Although each of these examples is understandable in its own right, together they raise the specter of an emerging culture in which professors and students jealously guard their ideas from cradle to grave. So, what should those of us in higher education do to avoid this fate?

I think the answer comes down to encouraging three simple but fairly fundamental shifts in individual and institutional behavior. First, we should reject the notion that we, or our institutions, own ideas. Even though much of what we do can be made to fit an ownership model, this is the wrong model for the long haul. We are not engaged in for-profit activities, and our mission is not to increase quarterly returns to shareholders. Instead, we are "stewards" who have been entrusted by society with resources and with the mandate to feed and nurture the world of ideas and innovation.

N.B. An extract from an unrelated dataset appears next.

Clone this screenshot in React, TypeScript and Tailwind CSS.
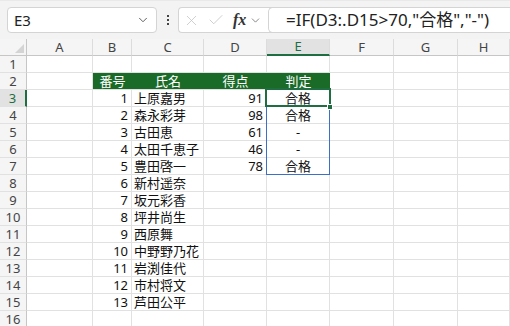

Second, and related, we should resist the temptation to think about our endeavors in commercial terms. Colleges and universities are terrific places to generate ideas. But from a business perspective, higher education institutions are rarely good at commercializing those ideas, and we should be cautious about setting commercialization as a metric. Consider the University of California System. Between 1999 and 2003, the UC System averaged $15 million in net revenues from commercialization. That dollar number puts the system in the upper end of colleges and universities for commercial success, but it is a tiny number when compared with the UC System’s research budget of $3 billion.2

Finally, we should take concrete actions to support and reward sharing. The list of such actions is potentially quite long, but the "first moves" are becoming evident:

  • Build the infrastructure to support digital repositories on campus, and develop policies that encourage scholars to contribute to the repositories
  • Encourage institutional participation in open software development and adoption as a way to model the strategic importance of sharing
  • Share course materials by launching an MIT-style open courseware initiative
  • Support "creative commons" approaches to copyright and patents
  • Challenge traditional tech-transfer models that place too much emphasis on commercialization; instead, set giving ideas and knowledge away as the default (only if sharing fails, and it surely will in some instances, should we seek to lock things down and commercialize them)
  • Resist the allure of individually negotiated nonexclusive licensing in favor of a bimodal approach: we should either give the fruits of scholarship and research away under a finite set of standardized licenses (e.g., creative commons and open source licenses) or exclusively license it

Colleges and universities will thrive to the extent that they foster innovation and the free exchange of ideas. The ability to do so is threatened by the emerging view of ideas as pure property and by a shift in focus from serving the public good to serving the bottom line. If we want to preserve innovation, we have to begin asking how we can share, rather than how we can protect.

Notes

1. John Perry Barlow, speaker, "The DotCommunist Manifesto: The Practical Economics of Abolishing Virtual ‘Property,’ " Copyright Dilemmas in the Information Age Symposium, Ann Arbor, Michigan, December 5, 2000.

2. David Mowery, panelist, "Channeling Knowledge: The Changing Role of Research Institutions," Advancing Knowledge and the Knowledge Economy Conference, Washington, D.C., January 11, 2005.